[What is asked] Make an exact copy of the lines, leaving the pictures out.
___ Dataset content ___
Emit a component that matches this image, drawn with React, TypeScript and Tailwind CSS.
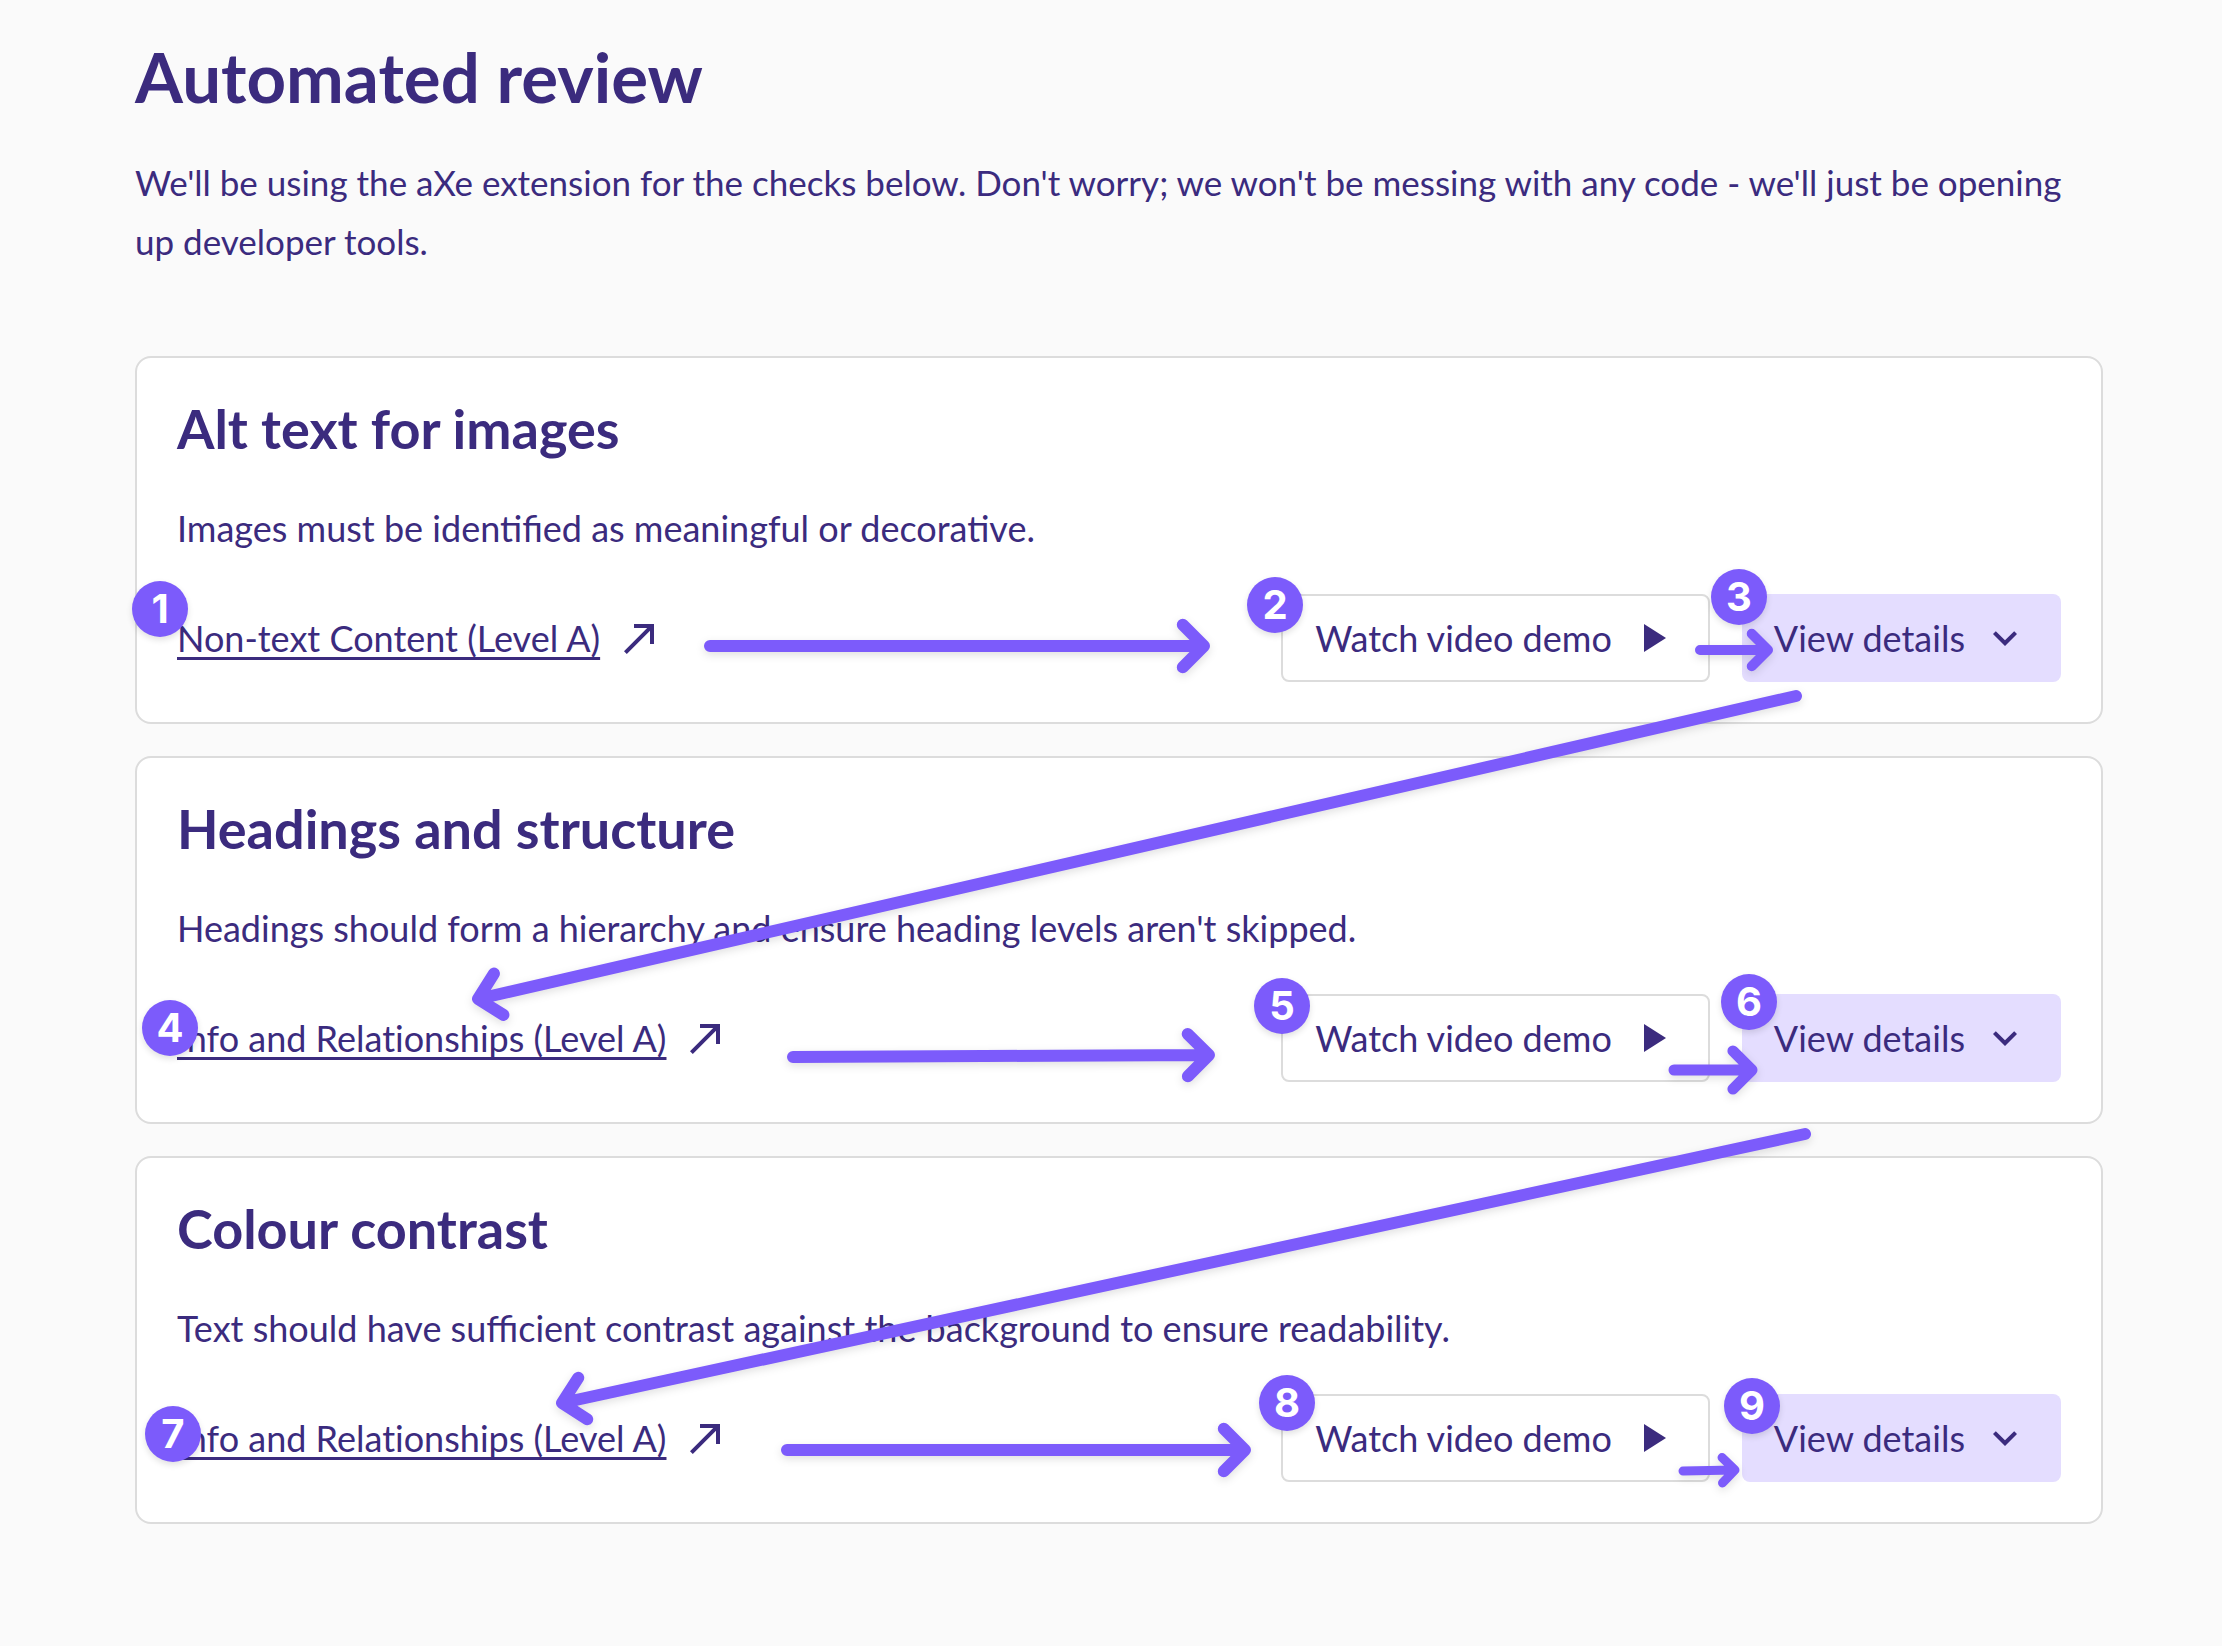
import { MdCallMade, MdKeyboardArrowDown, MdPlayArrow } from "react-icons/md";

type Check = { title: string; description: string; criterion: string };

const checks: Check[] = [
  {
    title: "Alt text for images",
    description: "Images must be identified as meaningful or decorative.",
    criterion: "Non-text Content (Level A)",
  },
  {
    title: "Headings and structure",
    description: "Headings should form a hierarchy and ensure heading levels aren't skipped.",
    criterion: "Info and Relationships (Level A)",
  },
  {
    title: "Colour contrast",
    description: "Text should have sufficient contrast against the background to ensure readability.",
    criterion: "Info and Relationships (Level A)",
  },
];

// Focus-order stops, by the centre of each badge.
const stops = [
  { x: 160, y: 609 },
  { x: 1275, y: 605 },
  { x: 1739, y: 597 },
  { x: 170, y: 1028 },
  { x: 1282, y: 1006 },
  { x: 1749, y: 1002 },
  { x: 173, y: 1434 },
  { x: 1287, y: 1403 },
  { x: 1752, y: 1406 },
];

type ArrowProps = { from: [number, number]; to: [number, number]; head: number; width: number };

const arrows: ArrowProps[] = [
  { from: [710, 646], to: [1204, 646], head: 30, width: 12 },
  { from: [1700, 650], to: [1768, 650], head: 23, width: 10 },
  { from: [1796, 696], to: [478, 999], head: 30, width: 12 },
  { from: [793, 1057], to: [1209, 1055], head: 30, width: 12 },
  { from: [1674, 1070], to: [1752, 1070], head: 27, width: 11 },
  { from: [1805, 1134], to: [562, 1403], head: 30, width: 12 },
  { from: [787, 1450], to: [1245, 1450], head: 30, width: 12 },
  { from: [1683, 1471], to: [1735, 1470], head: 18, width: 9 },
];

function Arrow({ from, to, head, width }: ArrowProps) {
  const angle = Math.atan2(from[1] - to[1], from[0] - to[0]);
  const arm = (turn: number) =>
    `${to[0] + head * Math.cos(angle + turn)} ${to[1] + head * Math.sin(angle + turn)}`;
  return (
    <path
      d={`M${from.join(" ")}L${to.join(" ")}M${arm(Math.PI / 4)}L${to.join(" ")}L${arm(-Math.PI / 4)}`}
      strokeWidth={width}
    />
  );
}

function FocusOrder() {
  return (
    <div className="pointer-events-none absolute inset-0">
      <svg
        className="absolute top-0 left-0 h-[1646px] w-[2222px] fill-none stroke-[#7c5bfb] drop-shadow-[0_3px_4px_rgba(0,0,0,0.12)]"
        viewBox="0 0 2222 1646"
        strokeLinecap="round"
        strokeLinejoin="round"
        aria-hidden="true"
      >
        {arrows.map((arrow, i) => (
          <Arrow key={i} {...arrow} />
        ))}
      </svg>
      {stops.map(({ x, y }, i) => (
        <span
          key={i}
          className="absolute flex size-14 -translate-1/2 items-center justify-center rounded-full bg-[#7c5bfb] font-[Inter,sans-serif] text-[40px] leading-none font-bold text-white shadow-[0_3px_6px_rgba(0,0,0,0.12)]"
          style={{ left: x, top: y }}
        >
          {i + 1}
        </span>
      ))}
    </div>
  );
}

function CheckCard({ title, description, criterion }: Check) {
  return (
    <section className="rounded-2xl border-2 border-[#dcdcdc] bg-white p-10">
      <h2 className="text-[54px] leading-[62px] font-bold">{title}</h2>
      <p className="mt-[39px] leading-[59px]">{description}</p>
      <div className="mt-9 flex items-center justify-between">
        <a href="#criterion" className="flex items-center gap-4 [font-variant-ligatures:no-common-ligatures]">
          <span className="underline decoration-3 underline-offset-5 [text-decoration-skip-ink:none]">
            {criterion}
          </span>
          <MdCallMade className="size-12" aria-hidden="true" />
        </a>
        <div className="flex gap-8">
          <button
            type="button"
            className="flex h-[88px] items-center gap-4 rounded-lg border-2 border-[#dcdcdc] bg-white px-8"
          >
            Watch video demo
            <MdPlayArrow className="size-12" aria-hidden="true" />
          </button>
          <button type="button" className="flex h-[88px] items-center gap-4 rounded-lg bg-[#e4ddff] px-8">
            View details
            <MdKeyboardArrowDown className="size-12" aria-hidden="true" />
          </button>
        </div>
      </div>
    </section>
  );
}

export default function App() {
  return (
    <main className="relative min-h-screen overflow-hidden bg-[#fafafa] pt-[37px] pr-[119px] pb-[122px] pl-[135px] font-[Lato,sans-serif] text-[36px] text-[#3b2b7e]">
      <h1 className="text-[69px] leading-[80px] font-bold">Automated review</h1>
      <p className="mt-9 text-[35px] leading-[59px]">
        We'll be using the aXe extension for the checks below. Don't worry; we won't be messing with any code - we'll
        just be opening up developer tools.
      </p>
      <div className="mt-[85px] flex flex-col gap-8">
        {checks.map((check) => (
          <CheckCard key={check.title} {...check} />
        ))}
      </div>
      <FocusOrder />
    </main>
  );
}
___
[Solved exercise]
Emit a component that matches this image, drawn with React, TypeScript and Tailwind CSS.
import { MdCallMade, MdKeyboardArrowDown, MdPlayArrow } from "react-icons/md";

type Check = { title: string; description: string; criterion: string };

const checks: Check[] = [
  {
    title: "Alt text for images",
    description: "Images must be identified as meaningful or decorative.",
    criterion: "Non-text Content (Level A)",
  },
  {
    title: "Headings and structure",
    description: "Headings should form a hierarchy and ensure heading levels aren't skipped.",
    criterion: "Info and Relationships (Level A)",
  },
  {
    title: "Colour contrast",
    description: "Text should have sufficient contrast against the background to ensure readability.",
    criterion: "Info and Relationships (Level A)",
  },
];

// Focus-order stops, by the centre of each badge.
const stops = [
  { x: 160, y: 609 },
  { x: 1275, y: 605 },
  { x: 1739, y: 597 },
  { x: 170, y: 1028 },
  { x: 1282, y: 1006 },
  { x: 1749, y: 1002 },
  { x: 173, y: 1434 },
  { x: 1287, y: 1403 },
  { x: 1752, y: 1406 },
];

type ArrowProps = { from: [number, number]; to: [number, number]; head: number; width: number };

const arrows: ArrowProps[] = [
  { from: [710, 646], to: [1204, 646], head: 30, width: 12 },
  { from: [1700, 650], to: [1768, 650], head: 23, width: 10 },
  { from: [1796, 696], to: [478, 999], head: 30, width: 12 },
  { from: [793, 1057], to: [1209, 1055], head: 30, width: 12 },
  { from: [1674, 1070], to: [1752, 1070], head: 27, width: 11 },
  { from: [1805, 1134], to: [562, 1403], head: 30, width: 12 },
  { from: [787, 1450], to: [1245, 1450], head: 30, width: 12 },
  { from: [1683, 1471], to: [1735, 1470], head: 18, width: 9 },
];

function Arrow({ from, to, head, width }: ArrowProps) {
  const angle = Math.atan2(from[1] - to[1], from[0] - to[0]);
  const arm = (turn: number) =>
    `${to[0] + head * Math.cos(angle + turn)} ${to[1] + head * Math.sin(angle + turn)}`;
  return (
    <path
      d={`M${from.join(" ")}L${to.join(" ")}M${arm(Math.PI / 4)}L${to.join(" ")}L${arm(-Math.PI / 4)}`}
      strokeWidth={width}
    />
  );
}

function FocusOrder() {
  return (
    <div className="pointer-events-none absolute inset-0">
      <svg
        className="absolute top-0 left-0 h-[1646px] w-[2222px] fill-none stroke-[#7c5bfb] drop-shadow-[0_3px_4px_rgba(0,0,0,0.12)]"
        viewBox="0 0 2222 1646"
        strokeLinecap="round"
        strokeLinejoin="round"
        aria-hidden="true"
      >
        {arrows.map((arrow, i) => (
          <Arrow key={i} {...arrow} />
        ))}
      </svg>
      {stops.map(({ x, y }, i) => (
        <span
          key={i}
          className="absolute flex size-14 -translate-1/2 items-center justify-center rounded-full bg-[#7c5bfb] font-[Inter,sans-serif] text-[40px] leading-none font-bold text-white shadow-[0_3px_6px_rgba(0,0,0,0.12)]"
          style={{ left: x, top: y }}
        >
          {i + 1}
        </span>
      ))}
    </div>
  );
}

function CheckCard({ title, description, criterion }: Check) {
  return (
    <section className="rounded-2xl border-2 border-[#dcdcdc] bg-white p-10">
      <h2 className="text-[54px] leading-[62px] font-bold">{title}</h2>
      <p className="mt-[39px] leading-[59px]">{description}</p>
      <div className="mt-9 flex items-center justify-between">
        <a href="#criterion" className="flex items-center gap-4 [font-variant-ligatures:no-common-ligatures]">
          <span className="underline decoration-3 underline-offset-5 [text-decoration-skip-ink:none]">
            {criterion}
          </span>
          <MdCallMade className="size-12" aria-hidden="true" />
        </a>
        <div className="flex gap-8">
          <button
            type="button"
            className="flex h-[88px] items-center gap-4 rounded-lg border-2 border-[#dcdcdc] bg-white px-8"
          >
            Watch video demo
            <MdPlayArrow className="size-12" aria-hidden="true" />
          </button>
          <button type="button" className="flex h-[88px] items-center gap-4 rounded-lg bg-[#e4ddff] px-8">
            View details
            <MdKeyboardArrowDown className="size-12" aria-hidden="true" />
          </button>
        </div>
      </div>
    </section>
  );
}

export default function App() {
  return (
    <main className="relative min-h-screen overflow-hidden bg-[#fafafa] pt-[37px] pr-[119px] pb-[122px] pl-[135px] font-[Lato,sans-serif] text-[36px] text-[#3b2b7e]">
      <h1 className="text-[69px] leading-[80px] font-bold">Automated review</h1>
      <p className="mt-9 text-[35px] leading-[59px]">
        We'll be using the aXe extension for the checks below. Don't worry; we won't be messing with any code - we'll
        just be opening up developer tools.
      </p>
      <div className="mt-[85px] flex flex-col gap-8">
        {checks.map((check) => (
          <CheckCard key={check.title} {...check} />
        ))}
      </div>
      <FocusOrder />
    </main>
  );
}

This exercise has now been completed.